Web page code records
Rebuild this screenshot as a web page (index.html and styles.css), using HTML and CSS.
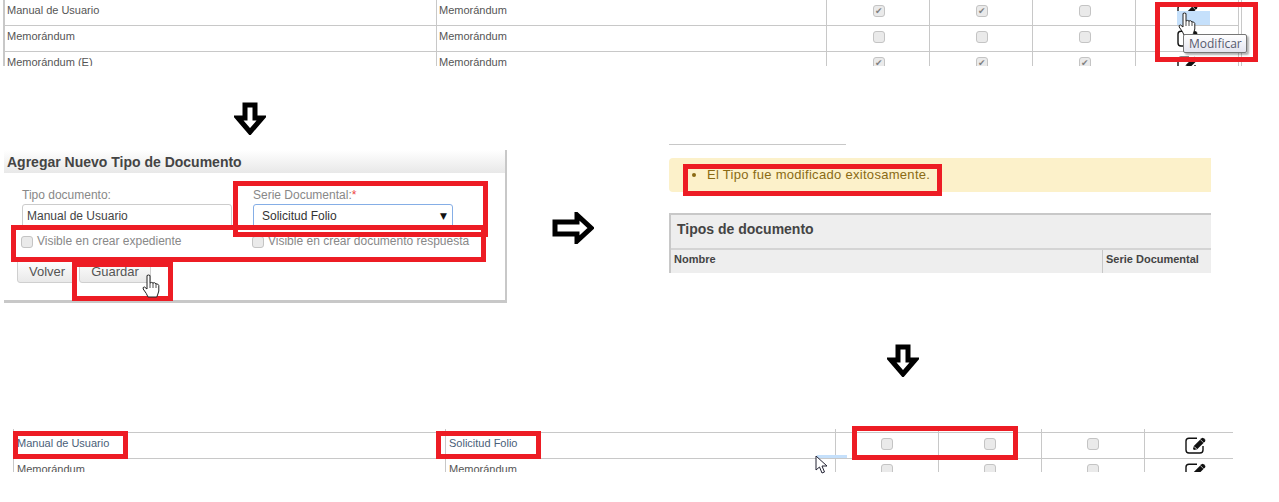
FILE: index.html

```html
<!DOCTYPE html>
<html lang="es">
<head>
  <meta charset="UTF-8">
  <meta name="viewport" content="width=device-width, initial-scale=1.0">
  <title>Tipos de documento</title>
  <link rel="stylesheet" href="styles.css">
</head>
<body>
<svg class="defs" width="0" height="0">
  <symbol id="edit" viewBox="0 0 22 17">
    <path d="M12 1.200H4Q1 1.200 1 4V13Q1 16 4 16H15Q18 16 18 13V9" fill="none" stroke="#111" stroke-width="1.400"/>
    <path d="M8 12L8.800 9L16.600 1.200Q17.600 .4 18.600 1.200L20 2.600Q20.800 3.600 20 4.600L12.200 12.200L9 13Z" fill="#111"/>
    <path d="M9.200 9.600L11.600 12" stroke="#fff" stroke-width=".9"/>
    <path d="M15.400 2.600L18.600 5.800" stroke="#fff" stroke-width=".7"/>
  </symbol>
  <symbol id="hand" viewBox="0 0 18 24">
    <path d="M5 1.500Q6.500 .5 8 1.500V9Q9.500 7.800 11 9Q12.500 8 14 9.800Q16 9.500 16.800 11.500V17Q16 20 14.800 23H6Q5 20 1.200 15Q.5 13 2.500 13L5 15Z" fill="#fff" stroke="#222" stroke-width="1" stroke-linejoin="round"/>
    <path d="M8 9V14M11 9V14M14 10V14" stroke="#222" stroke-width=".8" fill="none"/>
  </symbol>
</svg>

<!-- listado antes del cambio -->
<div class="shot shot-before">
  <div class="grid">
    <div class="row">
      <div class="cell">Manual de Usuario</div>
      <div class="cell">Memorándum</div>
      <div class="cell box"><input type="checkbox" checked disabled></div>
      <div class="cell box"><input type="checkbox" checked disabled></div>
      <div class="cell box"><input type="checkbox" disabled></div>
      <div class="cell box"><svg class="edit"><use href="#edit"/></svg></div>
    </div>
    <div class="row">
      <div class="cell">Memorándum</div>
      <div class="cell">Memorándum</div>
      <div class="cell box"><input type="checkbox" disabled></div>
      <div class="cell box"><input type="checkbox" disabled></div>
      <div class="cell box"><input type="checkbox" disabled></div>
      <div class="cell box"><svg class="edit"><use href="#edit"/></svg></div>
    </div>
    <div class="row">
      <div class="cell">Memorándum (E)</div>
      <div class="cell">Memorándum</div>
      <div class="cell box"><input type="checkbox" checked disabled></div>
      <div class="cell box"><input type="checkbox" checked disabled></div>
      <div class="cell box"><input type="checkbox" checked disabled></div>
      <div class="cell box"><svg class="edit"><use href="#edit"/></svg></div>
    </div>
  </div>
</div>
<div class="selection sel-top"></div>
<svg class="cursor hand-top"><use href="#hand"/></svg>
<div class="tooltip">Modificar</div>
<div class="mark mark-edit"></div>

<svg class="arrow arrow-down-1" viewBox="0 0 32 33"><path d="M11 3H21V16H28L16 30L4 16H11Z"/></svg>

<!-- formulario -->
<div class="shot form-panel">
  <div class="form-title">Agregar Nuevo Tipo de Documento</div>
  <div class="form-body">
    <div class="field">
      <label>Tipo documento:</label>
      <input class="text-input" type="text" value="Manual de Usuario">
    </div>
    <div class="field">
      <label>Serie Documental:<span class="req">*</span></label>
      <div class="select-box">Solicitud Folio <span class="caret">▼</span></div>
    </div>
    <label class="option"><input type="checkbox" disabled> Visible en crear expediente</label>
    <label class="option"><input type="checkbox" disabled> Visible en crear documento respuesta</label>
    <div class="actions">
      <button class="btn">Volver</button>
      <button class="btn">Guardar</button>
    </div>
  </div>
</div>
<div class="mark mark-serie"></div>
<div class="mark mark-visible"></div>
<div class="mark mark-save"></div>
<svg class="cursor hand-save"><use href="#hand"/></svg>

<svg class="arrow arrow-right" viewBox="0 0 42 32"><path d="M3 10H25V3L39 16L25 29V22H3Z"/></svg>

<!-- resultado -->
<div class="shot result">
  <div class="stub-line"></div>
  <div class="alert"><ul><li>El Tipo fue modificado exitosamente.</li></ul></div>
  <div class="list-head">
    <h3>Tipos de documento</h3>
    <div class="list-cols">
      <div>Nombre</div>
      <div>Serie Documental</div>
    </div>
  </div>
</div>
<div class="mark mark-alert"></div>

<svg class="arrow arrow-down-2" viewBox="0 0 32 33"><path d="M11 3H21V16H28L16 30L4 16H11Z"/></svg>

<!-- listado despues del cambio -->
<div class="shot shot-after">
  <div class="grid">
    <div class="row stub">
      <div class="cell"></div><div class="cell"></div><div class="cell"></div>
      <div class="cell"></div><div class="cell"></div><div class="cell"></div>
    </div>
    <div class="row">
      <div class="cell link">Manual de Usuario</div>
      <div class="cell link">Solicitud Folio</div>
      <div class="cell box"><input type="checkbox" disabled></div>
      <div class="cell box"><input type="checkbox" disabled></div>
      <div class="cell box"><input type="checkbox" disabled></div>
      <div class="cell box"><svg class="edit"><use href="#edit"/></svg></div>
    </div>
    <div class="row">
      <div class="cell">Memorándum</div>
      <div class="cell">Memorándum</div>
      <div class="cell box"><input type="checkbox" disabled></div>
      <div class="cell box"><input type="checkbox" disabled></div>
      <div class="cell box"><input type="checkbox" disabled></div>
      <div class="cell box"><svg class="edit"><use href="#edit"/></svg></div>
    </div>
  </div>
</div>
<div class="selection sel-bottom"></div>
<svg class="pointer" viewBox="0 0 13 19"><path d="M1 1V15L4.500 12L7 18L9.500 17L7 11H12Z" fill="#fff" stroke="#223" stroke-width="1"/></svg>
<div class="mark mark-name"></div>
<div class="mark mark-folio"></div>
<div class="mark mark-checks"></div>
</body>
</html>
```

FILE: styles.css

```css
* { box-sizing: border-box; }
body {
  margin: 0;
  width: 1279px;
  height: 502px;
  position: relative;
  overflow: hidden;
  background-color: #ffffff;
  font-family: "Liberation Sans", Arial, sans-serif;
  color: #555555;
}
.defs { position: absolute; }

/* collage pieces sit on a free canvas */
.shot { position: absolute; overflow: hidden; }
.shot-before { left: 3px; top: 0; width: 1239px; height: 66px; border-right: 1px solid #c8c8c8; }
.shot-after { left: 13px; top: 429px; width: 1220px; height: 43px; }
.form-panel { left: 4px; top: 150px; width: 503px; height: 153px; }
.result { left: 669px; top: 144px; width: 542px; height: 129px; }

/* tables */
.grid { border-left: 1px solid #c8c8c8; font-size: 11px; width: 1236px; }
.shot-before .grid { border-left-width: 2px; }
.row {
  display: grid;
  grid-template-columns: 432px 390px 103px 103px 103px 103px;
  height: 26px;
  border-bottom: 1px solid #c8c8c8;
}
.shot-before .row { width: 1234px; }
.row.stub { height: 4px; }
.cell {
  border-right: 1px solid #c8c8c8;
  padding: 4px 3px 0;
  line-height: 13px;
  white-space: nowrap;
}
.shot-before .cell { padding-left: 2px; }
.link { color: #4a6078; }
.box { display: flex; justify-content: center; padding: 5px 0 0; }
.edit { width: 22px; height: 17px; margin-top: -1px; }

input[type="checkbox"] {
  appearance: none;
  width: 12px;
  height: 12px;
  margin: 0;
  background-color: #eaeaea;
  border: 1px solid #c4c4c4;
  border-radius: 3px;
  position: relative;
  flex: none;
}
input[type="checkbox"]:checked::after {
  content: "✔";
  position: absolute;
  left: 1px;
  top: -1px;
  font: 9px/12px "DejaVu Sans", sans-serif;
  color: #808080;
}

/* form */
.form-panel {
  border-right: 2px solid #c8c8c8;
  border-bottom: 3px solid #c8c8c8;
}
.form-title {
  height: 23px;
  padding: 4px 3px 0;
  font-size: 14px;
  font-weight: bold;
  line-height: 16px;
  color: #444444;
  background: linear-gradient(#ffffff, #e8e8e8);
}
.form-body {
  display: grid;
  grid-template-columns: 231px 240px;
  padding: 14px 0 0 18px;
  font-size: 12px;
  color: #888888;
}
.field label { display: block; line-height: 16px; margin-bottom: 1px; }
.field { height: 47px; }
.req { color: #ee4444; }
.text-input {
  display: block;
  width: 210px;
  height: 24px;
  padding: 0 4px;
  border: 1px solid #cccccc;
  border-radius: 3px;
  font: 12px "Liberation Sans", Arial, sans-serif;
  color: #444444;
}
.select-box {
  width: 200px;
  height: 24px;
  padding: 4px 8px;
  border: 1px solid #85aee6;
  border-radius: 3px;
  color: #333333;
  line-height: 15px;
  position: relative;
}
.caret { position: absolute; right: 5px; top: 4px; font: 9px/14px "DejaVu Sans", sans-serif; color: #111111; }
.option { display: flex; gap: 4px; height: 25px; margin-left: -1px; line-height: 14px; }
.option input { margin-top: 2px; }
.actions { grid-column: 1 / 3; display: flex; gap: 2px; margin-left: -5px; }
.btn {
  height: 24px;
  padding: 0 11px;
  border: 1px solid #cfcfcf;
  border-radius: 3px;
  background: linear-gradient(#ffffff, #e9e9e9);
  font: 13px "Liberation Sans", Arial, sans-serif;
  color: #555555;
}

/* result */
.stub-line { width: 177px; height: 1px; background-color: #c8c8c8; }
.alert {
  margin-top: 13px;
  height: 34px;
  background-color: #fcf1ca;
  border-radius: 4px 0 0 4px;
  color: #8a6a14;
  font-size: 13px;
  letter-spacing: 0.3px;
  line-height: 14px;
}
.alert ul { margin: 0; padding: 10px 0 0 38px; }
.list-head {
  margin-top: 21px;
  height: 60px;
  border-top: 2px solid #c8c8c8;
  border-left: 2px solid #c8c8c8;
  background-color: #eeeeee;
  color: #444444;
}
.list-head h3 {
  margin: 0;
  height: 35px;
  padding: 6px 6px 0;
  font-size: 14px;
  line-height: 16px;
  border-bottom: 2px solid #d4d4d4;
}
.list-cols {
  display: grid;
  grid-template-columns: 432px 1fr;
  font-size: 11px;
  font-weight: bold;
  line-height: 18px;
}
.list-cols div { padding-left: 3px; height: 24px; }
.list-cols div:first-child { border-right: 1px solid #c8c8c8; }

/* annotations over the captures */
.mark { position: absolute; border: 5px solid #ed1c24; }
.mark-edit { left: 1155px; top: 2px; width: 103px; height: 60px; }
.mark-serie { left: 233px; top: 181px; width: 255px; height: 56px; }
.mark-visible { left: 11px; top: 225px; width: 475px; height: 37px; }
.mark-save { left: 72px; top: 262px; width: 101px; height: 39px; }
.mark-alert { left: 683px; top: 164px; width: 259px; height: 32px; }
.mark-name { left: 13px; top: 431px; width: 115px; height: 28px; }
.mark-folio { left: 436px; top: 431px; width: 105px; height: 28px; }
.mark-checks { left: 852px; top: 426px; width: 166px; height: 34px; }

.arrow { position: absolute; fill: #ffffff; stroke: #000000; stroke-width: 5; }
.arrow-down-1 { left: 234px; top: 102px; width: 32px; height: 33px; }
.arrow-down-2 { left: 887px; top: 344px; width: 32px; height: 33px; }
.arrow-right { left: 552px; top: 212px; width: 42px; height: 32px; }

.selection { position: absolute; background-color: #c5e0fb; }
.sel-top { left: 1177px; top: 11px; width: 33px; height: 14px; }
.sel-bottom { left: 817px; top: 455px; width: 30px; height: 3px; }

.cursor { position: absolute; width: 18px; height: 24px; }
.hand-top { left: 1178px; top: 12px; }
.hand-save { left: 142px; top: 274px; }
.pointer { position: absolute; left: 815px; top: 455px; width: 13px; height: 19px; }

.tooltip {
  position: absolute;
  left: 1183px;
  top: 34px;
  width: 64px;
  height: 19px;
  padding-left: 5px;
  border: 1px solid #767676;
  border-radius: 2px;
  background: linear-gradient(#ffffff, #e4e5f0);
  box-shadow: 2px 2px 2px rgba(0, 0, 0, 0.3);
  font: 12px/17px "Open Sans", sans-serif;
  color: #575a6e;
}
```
* * *
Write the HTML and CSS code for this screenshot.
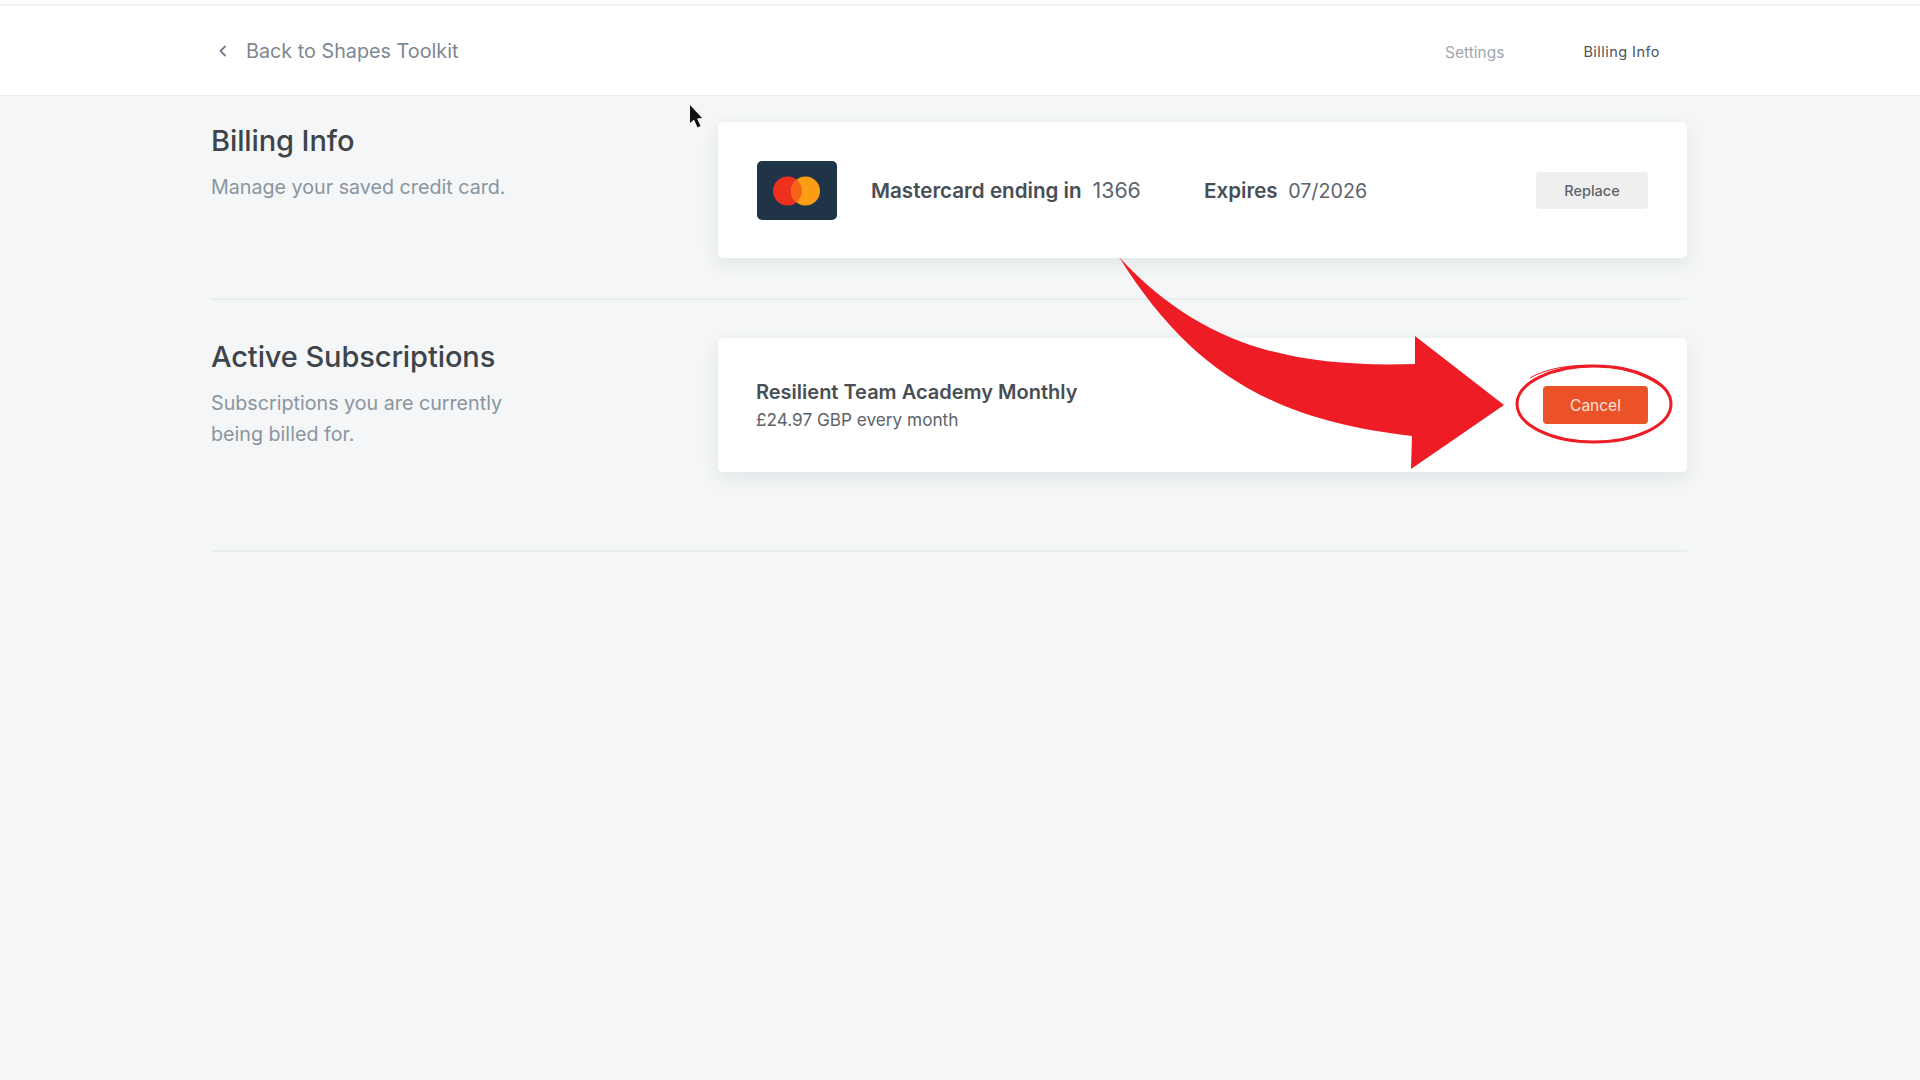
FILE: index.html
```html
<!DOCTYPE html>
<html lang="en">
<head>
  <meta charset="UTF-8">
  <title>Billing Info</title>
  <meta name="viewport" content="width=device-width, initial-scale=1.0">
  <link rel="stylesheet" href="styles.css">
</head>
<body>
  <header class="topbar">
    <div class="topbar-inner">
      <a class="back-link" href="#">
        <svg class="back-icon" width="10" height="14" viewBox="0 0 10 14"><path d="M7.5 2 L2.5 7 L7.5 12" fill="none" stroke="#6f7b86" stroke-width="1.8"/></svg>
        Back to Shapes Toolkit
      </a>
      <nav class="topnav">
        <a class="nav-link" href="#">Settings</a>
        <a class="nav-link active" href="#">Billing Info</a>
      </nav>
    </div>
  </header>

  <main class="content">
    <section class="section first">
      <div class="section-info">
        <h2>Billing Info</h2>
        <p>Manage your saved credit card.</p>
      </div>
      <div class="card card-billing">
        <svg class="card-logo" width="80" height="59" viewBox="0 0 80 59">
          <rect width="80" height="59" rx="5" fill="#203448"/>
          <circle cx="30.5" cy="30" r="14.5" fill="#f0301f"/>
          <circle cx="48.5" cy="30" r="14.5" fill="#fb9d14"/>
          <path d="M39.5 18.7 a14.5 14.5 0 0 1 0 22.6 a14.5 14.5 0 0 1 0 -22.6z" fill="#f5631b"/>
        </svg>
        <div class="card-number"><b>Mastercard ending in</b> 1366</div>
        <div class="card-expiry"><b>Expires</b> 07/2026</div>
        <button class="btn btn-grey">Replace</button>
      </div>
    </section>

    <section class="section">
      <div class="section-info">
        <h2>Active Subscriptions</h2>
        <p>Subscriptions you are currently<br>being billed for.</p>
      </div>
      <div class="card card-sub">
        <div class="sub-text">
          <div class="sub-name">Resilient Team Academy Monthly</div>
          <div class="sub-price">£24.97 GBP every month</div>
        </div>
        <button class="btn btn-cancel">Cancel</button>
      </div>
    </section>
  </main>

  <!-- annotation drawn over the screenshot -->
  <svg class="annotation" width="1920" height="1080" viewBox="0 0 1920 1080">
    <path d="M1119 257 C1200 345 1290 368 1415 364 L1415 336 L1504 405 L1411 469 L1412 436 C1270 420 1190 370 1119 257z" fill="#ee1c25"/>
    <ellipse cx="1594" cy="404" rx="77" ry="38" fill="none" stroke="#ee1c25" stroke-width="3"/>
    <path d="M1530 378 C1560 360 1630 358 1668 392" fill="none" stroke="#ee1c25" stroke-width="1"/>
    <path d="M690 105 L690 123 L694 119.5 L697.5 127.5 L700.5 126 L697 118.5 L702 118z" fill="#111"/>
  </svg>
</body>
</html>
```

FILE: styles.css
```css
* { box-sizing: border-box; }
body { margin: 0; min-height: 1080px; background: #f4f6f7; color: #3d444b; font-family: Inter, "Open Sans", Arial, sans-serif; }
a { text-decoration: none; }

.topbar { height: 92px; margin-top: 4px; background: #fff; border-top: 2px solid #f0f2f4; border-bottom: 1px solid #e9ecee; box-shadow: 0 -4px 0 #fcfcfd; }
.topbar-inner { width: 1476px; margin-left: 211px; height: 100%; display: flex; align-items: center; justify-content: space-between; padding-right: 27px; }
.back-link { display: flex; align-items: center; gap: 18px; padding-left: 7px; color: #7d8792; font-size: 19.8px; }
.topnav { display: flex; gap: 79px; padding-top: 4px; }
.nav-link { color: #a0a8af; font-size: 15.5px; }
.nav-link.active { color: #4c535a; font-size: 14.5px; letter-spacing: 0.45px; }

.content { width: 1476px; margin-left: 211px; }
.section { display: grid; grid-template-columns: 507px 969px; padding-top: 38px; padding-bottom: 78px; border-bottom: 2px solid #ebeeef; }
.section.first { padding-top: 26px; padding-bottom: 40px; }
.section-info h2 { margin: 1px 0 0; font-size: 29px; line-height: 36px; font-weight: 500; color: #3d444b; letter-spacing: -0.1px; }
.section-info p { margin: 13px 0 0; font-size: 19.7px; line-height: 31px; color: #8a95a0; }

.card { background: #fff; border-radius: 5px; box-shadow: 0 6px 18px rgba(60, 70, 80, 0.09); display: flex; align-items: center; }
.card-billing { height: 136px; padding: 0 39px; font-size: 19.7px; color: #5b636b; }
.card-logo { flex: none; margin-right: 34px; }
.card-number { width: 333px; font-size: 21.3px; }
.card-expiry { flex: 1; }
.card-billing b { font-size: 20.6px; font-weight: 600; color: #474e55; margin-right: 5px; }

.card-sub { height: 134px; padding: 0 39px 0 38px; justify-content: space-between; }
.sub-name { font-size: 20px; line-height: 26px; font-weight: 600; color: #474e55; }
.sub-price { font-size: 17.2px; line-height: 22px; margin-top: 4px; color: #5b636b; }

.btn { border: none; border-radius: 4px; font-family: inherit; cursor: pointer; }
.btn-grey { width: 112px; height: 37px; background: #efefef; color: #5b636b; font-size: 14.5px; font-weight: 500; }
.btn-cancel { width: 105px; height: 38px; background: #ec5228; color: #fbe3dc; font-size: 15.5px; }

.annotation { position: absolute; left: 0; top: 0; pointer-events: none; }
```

Task goal →
Give back only a number, the number of lines where the string "this" occurs.

Correct result →
2